#### Collected data

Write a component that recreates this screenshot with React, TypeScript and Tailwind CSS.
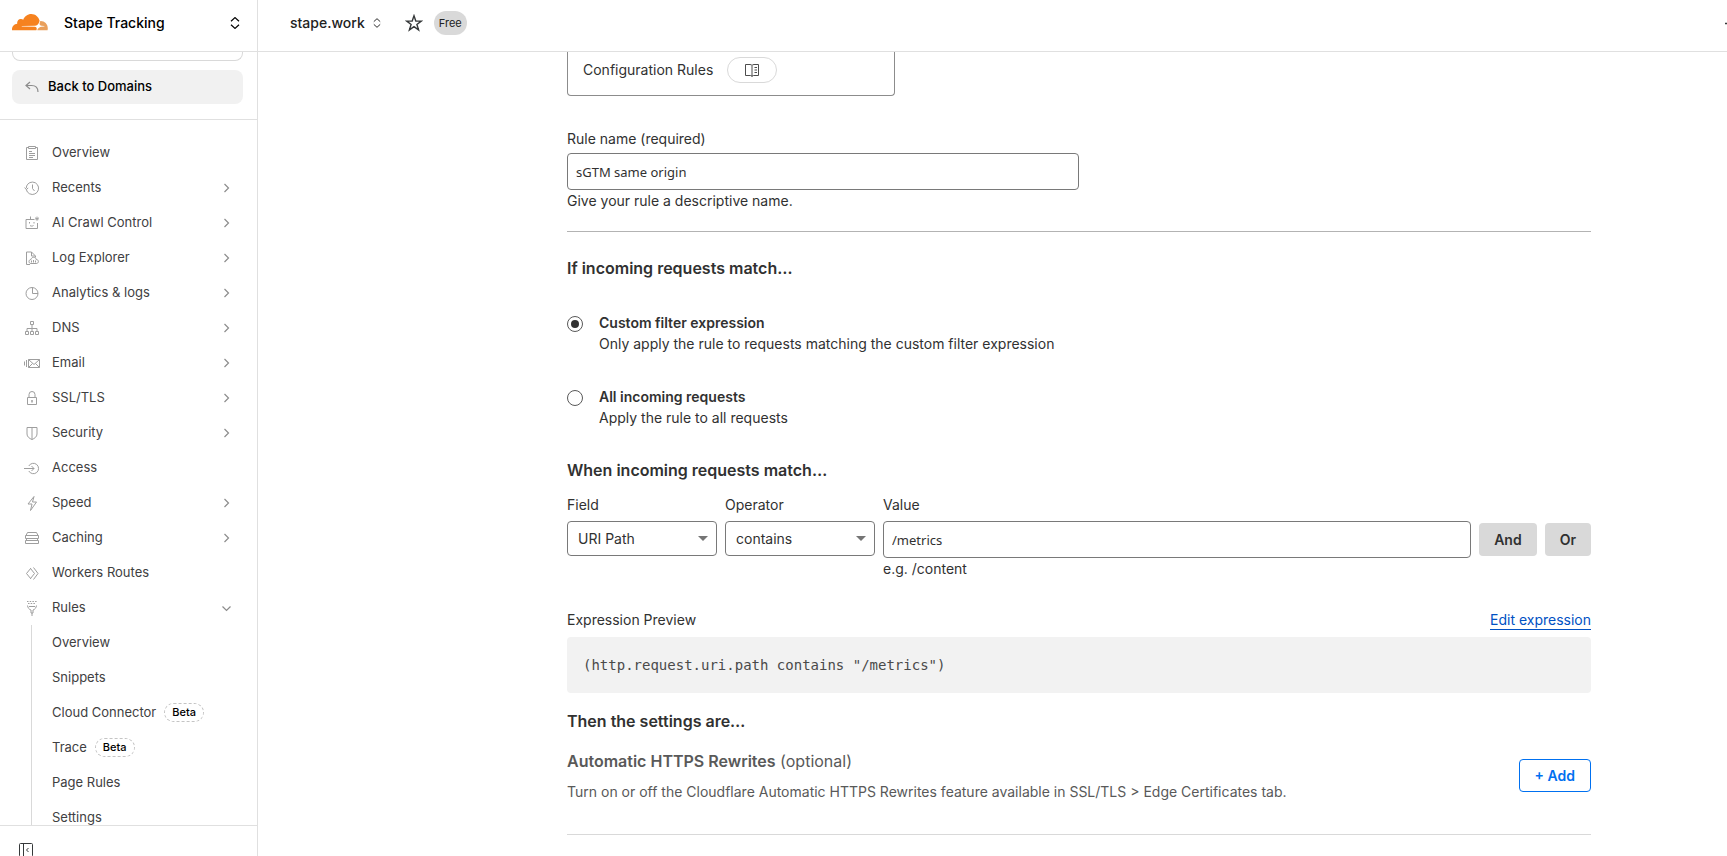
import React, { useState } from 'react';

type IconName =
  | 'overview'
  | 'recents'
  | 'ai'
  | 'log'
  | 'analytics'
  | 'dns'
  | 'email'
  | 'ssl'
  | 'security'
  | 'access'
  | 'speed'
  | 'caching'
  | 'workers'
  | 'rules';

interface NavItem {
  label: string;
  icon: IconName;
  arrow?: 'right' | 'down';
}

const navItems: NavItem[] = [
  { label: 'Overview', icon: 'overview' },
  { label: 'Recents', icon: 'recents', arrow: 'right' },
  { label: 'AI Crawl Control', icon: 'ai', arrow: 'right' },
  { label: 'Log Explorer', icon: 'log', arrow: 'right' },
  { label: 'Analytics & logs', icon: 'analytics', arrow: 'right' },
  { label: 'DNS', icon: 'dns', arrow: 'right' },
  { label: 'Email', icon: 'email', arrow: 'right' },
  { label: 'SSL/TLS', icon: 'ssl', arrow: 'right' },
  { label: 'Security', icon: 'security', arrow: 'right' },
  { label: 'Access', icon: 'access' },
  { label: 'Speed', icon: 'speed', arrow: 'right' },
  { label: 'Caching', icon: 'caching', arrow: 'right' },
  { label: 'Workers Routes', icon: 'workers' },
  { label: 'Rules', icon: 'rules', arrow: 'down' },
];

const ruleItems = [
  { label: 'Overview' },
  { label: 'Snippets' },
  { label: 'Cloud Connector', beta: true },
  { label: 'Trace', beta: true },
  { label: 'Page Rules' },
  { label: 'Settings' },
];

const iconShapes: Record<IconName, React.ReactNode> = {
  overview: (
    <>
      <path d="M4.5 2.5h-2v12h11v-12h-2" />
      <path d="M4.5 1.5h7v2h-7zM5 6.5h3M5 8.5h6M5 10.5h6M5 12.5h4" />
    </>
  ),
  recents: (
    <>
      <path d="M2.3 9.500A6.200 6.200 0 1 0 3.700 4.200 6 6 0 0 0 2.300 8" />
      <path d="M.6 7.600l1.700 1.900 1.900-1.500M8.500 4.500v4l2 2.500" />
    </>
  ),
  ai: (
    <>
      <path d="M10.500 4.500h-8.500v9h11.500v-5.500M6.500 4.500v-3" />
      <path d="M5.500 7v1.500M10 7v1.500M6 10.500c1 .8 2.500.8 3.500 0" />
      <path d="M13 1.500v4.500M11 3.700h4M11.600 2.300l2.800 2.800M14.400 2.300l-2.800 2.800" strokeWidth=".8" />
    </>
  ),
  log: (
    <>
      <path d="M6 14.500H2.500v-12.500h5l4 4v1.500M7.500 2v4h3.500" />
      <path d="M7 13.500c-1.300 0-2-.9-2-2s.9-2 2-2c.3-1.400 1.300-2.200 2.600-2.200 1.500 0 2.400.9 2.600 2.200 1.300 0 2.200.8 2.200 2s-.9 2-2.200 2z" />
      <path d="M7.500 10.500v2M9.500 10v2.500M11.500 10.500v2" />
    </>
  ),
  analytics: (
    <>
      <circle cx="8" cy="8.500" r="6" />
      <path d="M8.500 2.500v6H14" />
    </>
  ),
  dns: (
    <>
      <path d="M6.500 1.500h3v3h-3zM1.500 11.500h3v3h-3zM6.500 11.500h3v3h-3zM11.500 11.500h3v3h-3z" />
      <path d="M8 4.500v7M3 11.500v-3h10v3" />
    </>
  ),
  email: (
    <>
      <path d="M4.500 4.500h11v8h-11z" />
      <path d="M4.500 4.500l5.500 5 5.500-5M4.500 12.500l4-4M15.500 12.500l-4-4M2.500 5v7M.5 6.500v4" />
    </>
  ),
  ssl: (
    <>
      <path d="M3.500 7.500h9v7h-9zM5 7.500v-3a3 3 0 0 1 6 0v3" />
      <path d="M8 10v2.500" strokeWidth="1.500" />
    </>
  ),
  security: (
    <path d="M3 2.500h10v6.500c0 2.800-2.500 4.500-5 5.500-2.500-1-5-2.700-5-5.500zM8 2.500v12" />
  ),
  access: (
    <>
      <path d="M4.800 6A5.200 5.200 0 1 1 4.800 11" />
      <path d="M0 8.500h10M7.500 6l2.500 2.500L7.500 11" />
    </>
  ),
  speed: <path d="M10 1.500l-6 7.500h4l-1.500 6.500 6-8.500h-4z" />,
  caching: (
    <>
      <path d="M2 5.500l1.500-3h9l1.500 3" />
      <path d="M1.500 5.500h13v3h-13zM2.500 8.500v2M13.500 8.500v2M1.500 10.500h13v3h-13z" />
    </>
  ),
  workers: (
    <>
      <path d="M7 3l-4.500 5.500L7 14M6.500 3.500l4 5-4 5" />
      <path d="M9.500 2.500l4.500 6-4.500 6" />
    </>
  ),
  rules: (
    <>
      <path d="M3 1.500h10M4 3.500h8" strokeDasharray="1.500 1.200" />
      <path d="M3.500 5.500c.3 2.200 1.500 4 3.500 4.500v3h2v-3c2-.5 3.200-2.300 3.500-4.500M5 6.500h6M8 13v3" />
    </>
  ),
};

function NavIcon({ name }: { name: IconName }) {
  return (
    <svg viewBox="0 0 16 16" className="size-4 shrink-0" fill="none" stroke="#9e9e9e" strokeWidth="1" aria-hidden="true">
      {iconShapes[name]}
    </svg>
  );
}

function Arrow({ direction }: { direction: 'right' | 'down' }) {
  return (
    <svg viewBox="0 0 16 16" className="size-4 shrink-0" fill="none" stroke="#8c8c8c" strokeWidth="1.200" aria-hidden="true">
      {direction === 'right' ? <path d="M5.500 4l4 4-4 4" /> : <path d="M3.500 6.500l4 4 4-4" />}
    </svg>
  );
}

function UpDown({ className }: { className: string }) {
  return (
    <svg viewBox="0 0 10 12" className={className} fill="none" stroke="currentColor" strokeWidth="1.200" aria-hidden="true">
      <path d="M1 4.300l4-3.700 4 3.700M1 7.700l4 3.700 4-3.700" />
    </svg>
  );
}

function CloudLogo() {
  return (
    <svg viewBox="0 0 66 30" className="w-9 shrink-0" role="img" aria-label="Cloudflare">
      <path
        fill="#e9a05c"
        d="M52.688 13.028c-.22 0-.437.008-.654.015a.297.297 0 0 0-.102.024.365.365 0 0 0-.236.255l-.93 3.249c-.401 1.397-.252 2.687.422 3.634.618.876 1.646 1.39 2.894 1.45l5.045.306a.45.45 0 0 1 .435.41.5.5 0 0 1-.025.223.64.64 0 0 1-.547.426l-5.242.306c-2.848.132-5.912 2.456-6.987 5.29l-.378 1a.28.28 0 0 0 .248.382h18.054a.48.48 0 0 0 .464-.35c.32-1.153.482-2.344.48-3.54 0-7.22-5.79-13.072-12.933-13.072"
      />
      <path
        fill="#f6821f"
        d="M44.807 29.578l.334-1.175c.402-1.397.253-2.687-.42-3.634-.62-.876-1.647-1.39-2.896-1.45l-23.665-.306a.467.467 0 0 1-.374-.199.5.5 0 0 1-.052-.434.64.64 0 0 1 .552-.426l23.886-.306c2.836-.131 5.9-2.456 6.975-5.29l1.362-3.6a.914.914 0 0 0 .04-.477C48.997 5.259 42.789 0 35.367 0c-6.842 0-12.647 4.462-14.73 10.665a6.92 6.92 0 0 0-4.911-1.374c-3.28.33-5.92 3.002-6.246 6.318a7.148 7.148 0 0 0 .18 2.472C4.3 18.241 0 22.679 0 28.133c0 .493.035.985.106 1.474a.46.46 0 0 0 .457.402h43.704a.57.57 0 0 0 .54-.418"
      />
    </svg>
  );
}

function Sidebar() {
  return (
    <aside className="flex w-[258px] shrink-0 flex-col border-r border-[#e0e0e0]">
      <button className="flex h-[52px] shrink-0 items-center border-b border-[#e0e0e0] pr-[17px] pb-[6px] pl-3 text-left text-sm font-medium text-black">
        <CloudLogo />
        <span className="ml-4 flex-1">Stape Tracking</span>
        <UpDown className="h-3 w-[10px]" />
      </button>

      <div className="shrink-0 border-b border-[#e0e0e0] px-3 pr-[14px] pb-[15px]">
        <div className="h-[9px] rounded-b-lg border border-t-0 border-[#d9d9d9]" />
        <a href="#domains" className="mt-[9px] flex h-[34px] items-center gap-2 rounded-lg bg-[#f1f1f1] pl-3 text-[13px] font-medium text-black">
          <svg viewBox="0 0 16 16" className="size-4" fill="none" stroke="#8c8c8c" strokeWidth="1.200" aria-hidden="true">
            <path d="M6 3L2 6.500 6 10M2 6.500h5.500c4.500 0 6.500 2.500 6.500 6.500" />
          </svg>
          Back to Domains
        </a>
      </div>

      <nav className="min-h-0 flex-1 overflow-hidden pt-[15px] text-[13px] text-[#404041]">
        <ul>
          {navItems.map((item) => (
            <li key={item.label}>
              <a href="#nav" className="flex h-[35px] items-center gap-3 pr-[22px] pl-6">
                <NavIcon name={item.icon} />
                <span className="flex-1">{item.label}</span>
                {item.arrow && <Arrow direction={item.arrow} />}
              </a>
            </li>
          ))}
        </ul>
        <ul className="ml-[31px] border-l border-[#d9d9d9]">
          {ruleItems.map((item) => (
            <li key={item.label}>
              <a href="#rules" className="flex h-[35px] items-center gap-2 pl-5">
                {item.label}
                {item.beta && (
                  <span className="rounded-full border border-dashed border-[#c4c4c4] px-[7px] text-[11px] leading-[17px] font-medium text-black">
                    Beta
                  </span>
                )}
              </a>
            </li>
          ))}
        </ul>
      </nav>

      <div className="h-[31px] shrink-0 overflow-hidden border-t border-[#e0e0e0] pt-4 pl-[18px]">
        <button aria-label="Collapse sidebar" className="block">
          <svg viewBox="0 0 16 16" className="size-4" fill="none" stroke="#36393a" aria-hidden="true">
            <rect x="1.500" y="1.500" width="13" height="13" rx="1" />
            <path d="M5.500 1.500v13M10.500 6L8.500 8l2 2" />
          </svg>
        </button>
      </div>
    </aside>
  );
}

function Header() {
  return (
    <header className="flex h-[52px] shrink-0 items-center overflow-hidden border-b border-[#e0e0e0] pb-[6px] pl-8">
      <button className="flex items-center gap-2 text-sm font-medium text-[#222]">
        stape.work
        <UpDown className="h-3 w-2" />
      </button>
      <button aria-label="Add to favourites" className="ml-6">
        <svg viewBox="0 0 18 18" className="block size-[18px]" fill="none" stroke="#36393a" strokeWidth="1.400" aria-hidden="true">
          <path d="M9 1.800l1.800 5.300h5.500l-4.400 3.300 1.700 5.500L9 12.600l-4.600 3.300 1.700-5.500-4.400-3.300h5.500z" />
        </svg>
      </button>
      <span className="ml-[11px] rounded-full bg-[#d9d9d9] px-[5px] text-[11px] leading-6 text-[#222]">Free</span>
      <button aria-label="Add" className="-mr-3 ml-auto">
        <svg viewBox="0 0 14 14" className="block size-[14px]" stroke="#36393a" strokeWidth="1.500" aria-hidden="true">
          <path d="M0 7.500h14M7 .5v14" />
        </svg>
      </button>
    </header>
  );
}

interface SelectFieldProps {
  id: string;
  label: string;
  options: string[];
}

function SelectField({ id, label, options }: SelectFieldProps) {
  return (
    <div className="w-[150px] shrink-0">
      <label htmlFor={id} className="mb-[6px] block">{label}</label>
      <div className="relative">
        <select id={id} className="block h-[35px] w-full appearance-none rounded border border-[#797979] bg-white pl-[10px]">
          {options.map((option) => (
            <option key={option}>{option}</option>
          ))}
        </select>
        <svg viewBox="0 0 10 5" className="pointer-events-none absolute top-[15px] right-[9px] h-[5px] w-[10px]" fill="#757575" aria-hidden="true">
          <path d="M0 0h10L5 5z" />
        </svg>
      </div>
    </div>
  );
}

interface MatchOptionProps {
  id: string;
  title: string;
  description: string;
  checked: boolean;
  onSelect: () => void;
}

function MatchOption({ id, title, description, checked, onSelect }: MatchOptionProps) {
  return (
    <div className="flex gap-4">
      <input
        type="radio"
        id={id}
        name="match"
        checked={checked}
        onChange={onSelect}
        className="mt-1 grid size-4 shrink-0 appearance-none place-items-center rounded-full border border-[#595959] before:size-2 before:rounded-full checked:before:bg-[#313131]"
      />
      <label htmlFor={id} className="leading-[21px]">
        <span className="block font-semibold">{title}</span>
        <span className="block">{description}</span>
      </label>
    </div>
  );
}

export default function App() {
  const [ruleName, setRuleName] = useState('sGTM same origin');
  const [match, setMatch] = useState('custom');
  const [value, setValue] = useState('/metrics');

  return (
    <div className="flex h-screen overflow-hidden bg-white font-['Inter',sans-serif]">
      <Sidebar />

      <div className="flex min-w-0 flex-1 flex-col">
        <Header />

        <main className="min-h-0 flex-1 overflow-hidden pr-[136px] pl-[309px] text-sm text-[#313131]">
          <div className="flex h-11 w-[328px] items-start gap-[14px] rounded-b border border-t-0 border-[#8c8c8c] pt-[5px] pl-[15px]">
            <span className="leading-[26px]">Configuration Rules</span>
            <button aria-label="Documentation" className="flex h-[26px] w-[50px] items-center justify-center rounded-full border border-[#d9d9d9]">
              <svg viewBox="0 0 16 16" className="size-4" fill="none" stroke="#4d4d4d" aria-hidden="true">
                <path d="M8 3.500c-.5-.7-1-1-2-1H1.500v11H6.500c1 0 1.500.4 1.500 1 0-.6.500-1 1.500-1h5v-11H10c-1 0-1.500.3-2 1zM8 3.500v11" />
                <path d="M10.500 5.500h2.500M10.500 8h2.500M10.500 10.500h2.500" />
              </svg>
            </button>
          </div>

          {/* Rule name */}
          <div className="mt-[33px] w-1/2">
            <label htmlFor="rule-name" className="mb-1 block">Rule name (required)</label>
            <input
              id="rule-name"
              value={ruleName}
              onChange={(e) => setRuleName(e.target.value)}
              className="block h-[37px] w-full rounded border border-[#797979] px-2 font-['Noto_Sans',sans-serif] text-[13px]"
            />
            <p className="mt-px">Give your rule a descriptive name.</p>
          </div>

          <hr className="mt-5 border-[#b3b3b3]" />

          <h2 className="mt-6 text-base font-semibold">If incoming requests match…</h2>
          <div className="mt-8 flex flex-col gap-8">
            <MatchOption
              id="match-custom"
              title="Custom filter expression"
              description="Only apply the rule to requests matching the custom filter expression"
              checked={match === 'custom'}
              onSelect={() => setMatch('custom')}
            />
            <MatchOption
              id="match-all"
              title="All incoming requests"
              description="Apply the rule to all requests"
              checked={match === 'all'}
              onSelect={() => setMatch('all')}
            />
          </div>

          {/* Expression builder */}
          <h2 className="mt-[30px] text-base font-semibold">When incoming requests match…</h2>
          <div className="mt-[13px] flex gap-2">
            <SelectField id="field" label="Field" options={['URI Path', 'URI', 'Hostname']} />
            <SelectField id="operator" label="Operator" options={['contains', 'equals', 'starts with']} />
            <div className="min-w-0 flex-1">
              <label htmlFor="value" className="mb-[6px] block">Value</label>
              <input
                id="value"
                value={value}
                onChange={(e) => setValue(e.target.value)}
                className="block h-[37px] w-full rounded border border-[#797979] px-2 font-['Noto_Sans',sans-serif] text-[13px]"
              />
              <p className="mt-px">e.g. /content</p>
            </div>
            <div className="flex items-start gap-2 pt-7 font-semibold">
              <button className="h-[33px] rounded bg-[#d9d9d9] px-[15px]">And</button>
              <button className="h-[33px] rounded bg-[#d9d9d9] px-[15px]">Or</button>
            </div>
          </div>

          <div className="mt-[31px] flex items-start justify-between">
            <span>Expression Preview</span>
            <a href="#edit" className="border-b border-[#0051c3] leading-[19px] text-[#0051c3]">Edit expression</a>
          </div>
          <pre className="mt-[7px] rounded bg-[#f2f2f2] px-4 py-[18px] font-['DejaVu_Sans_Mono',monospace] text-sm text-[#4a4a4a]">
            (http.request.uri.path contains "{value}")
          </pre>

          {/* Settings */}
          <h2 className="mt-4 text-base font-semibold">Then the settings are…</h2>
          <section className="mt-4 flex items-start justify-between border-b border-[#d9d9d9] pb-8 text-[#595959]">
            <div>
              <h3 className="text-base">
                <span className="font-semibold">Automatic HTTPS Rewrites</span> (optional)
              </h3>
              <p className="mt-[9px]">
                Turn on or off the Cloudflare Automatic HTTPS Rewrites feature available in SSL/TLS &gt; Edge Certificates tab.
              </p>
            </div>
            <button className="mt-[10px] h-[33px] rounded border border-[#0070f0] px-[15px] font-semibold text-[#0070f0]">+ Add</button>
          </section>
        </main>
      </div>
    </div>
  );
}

########

● Task directions
Every line that holds the word "with" counts once; state the total number of such lines and nothing else.

● Correct answer
2